An interview with the Professor of Cellular Pathophysiology and Clinical Biochemistry of the University of Cambridge (United Kingdom)
“Remaining contagiously-optimistic when the facts suggest there is little room for contagious optimism”: this is the hardest part of being a Principal Investigator according to David Ron and, probably, the secret of his career path. After a medical degree and 8 of years experience in the clinic in Israel and in the United States, he gradually drifted to basic research, focusing on the response of mammalian cells to protein overloading in the lumen of the Endoplasmic Reticulum (ER). He spent nearly 20 years in the United States at the New York University School of Medicine and then, in 2010, he moved to the other side of the ocean as Professor of Cellular Pathophysiology and Clinical Biochemistry at the University of Cambridge, United Kingdom: a significant shift of research environment though, as he experienced, “the process on convincing Nature to relinquish her secrets is the same everywhere”.
His interests remain linked to his initial medical training, and his research covers many relevant aspects for human pathology. Ron’s group identified and characterized a new sensor of the Unfolded Protein Response (UPR) in mammals, called PERK, and shed light on its role in both cellular stress adaptation and apoptosis triggering. As explained in more detail in the videotaped interview, the long-term goal of Ron’s lab is to uncover potential opportunities for external intervention in disease, ultimately in the form of compounds that may affect specific biochemical steps required for UPR signaling.
David Ron can be considered a scientist in the proper sense of the term. He refers to research as a “scientific enterprise” in which there is space for both what he calls “poets and engineers”: as he claims “rare thinkers with courage and imagination stand on the shoulders of those willing to settle for an accurate measurement”. And, considering his scientific production (he authored more than 100 publications in peer-reviewed journals, among which Nature and Science), it is not difficult to guess which category he belongs to.
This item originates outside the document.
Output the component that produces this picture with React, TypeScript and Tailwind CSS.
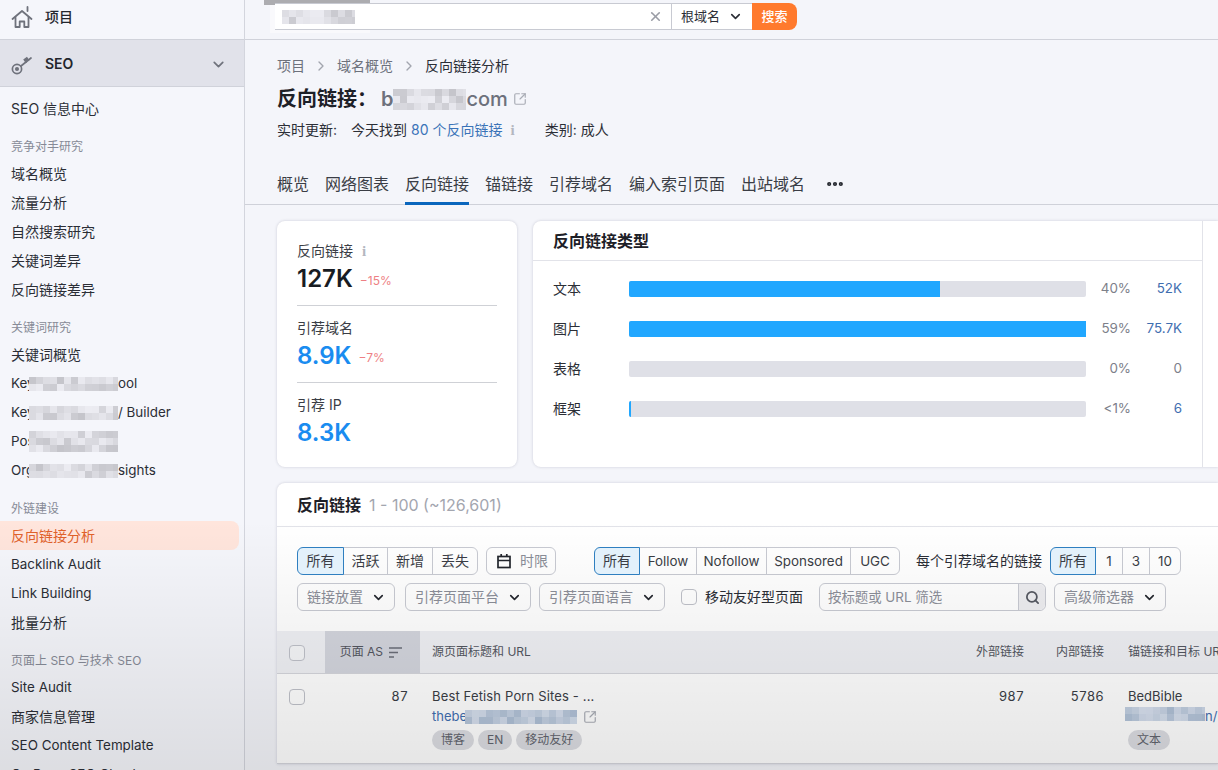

Giuseppina Gangemi, Chiara Mossali and Aida Paniccia for ABCD
References
- Harding HP, Zhang Y and Ron D. 1999. Translation and protein folding are coupled by an endoplasmic reticulum kinase. Nature 397:271-274 (PMID: 9930704)
- Urano, F, Wang, X, Bertolotti, A, Zhang, Y, Chung, P, Harding, H and Ron, D. 2000. Coupling of Stress in the Endoplasmic Reticulum to Activation of JNK Protein Kinases by Transmembrane Protein Kinase IRE1. Science 287:664-666 (PMID: 10650002)
- Harding, HP, Zeng, H, Zhang, Y, Jungries, R, Chung, P, Plesken, H, Sabatini, DD, and Ron, D. 2001. Diabetes mellitus and exocrine pancreatic dysfunction in Perk-/- mice reveals a role for translational control in survival of secretory cells. Mol. Cell 7:1153-1163 (PMID: 11430819).
- Walter P, Ron D. 2011. The unfolded protein reponse: from pathway to homeostatic regulation. Science 334:1081-1086 (PMID:22116877)
- Zito E, Hansen H, Yeo G, Fujii J and Ron D. 2012. Endoplasmic reticulum thiol oxidase deficiency leads to ascorbic acid depletion and non-canonical scurvy in mice. Mol. Cell 48:39-51 (PMID: 22981861)
Host Institute
The CNR Institute of Neuroscience, directed by Prof. Michela Matteoli, includes laboratories in multiple locations within the national territory that carry out research in the field of neuroscience at different levels, from molecules to cells to organisms (consult http://www.in.cnr.it). The Milan section, hosted by the Department of Medical Biotechnology and Translational Medicine of the University of Milan, is composed of 14 laboratories which pursue independent but interconnected research lines focussing on cellular aspects of the physiology and pathology of the nervous system. The location of the section within the Biometra Department favours continuous exchanges with the University environment.